Little Italy's Juniper & Ivy is one of my favorite restaurants in the city. It ticks a lot of boxes for me: A wide array of unique small plates, a great cocktail list, an inventive menu that changes throughout the year—and most importantly, a few permanent menu items that are among my favorite dishes, period. One of those is the carne cruda asada.
Not-so-quick aside: Leading up to our recent visit, I'd planned to profile a different one of their mainstays, the incredible yodel cake. Its wild combination of textures (crunch! powder! ice cream!) and flavors (coffee! chocolate! strawberry!) mingle and combine in wonderful ways. It's a perfect dessert... but on our visit they'd ruined it, tampering with the flavor profile to create a far-inferior apple and matcha version. When we told the waiter as much, he confided: "You're preaching to the choir." Turns out much of the staff is lobbying to get the original back. Fingers crossed!

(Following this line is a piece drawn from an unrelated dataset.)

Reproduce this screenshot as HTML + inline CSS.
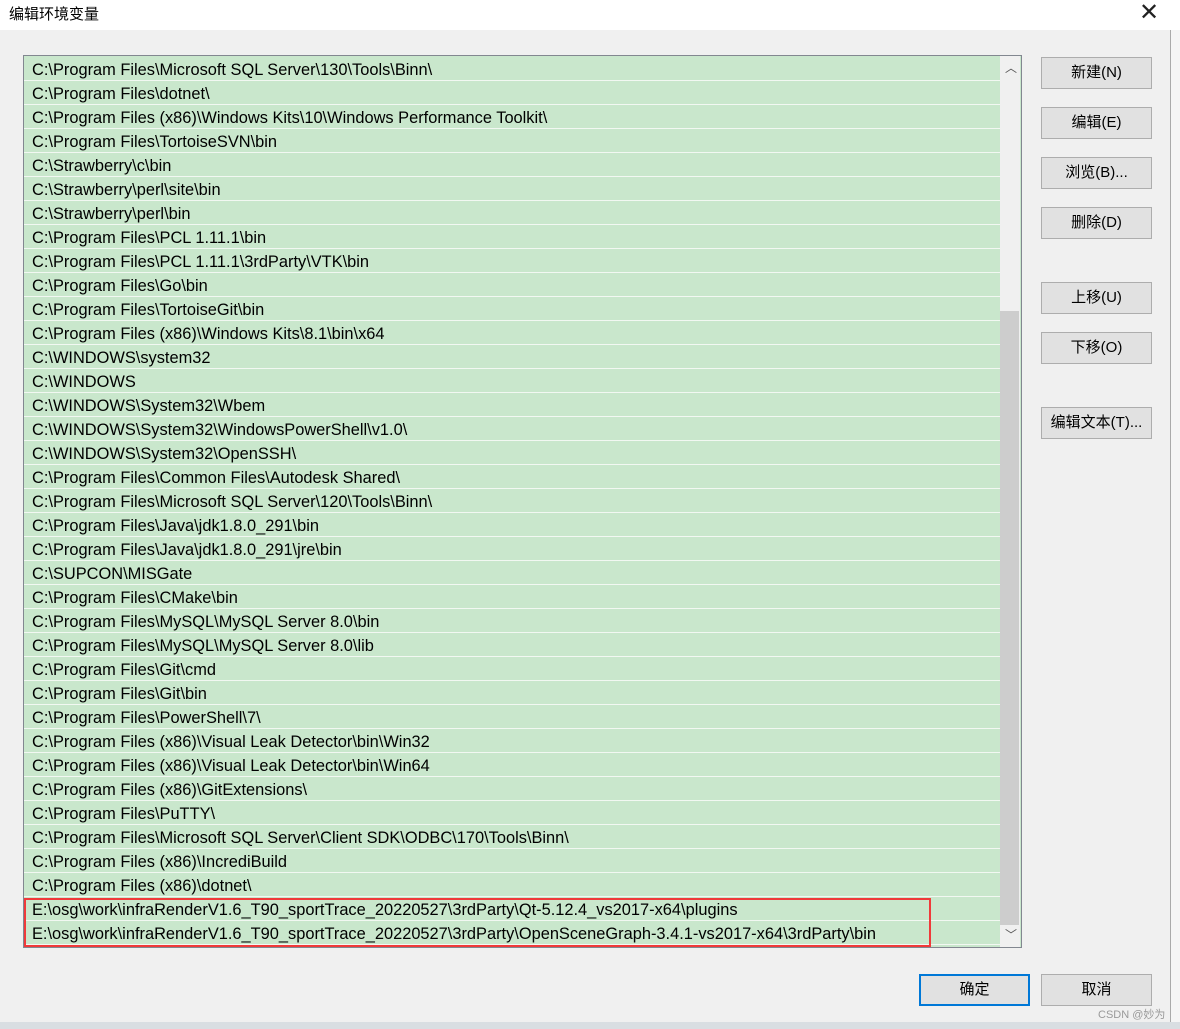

Now, back to the topic at hand.
The carne cruda asada has no right be as good as it is—not with ingredients that are so seemingly simple. It's just toast stacked with steak tartare, jalapeño, cotija cheese, quail egg and scallion, sliced into four pieces for sharing. And yet...
Flashback: The year is 2014. We're visiting J&I for the first time, soon after its grand opening, and I spot an odd and intriguing tartare toast on the menu. We order. I grab a slice. The toast is thick-cut, hardy enough to support a huge helping of tartare, so tender it's creamy, infused with jalapeño heat. The adorably tiny sunny-side-up quail eggs amplify that luscious texture. It's like the perfect savory breakfast, but I'm having it for dinner. A smattering of scallions and hint of lime and provide the springiness needed to lighten the heavy steak-and-eggs combo. And finally, the cotija supplies the critical salt element that unites the rest into a Mexican-influenced masterpiece. Months after this first encounter, I continue to think back on it longingly.
Here in 2018, the cruda asada is still one of the best dishes in San Diego. No outrageous flavors, just subtle, hearty and satisfying. It's the first dish to make me really love steak tartare, the kind of dish where every ingredient has an essential role to play. A true instant classic—let's just hope they don't go adding apples and matcha powder.